His Honour Judge Cotter Q.C. :

Content

Introduction

  1. The Defendant company sells beds. It operates from premises at a shopping centre in Maidenhead under a `` Beds are Uzzz'' franchise. It purchased beds from Kozee Sleep ( Midlands) Limited, but branded them under its own name. The Claimant (who shall refer to as ``Ms Busby'') purchased such a bed; a double divan.

  2. On 15th of August 2013 Ms Busby fell off the end of the bed sustaining devastating personal injury. It is her case that the accident was caused by a defect in the bed, alternatively that the construction of the bed was in breach of the contract between the parties and/or that the Defendant was negligent in relation to the supply and assembly of the bed. This is the judgment upon the liability issues within her personal injury claim against the Defendant.

    Outline facts

  3. On 23 July 2013, Ms Busby ordered five beds from the Defendant company. These consisted of four single beds and a super king size double divan (`the divan bed'). On 4th August, she also purchased 4 headboards for the single beds.

  4. The divan bed consisted of;

    (a) Two ottoman divan bases which were designed to be joined together and retained in place by a clip over the edges of the two bases and a screw through the lids. The main attraction of ottoman bed bases is their storage capability. The lid of the divan base is designed to be lifted, with the assistance of gas struts taking the weight of the mattress, revealing the storage space.

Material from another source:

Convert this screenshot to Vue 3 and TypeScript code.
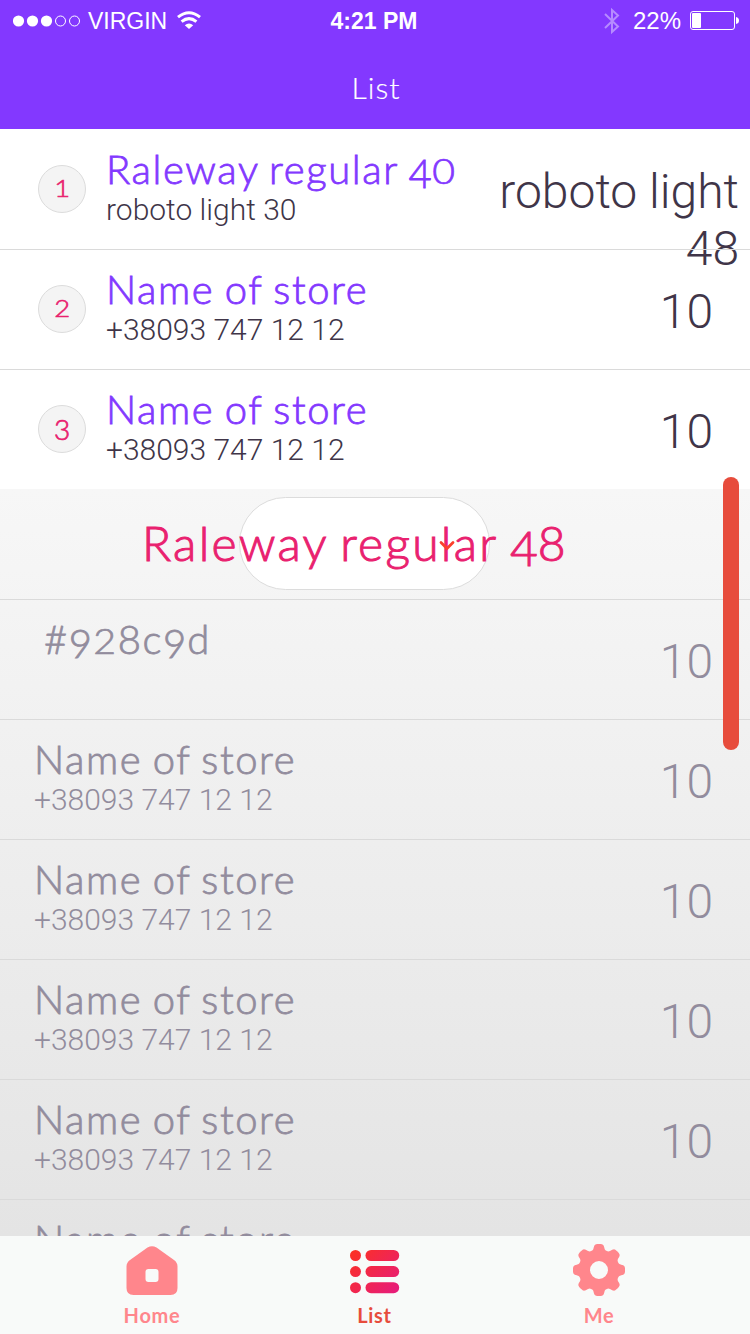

    (b) A Naturelle 120 mattress

  5. The divan bed is designed to accommodate castors or ``gliders''( in effect a foot with a smooth base, which unlike a castor cannot be wheeled) underneath the bed, the effect of which is to raise the bed base by 40 mm off the floor.

  6. On 7th August 2013, the beds which had been ordered were delivered to Ms Busby's home at Rosewood House, Maidenhead, about two miles from the Defendant's premises. Two employees from the Defendant company, Mr Jones and Mr Ford, attended to deliver and assemble the beds.

  7. What happened during that delivery on 7th August 2013 and the exact condition that the divan bed was left in by the Defendant's employees, were areas of factual dispute at the heart of the case.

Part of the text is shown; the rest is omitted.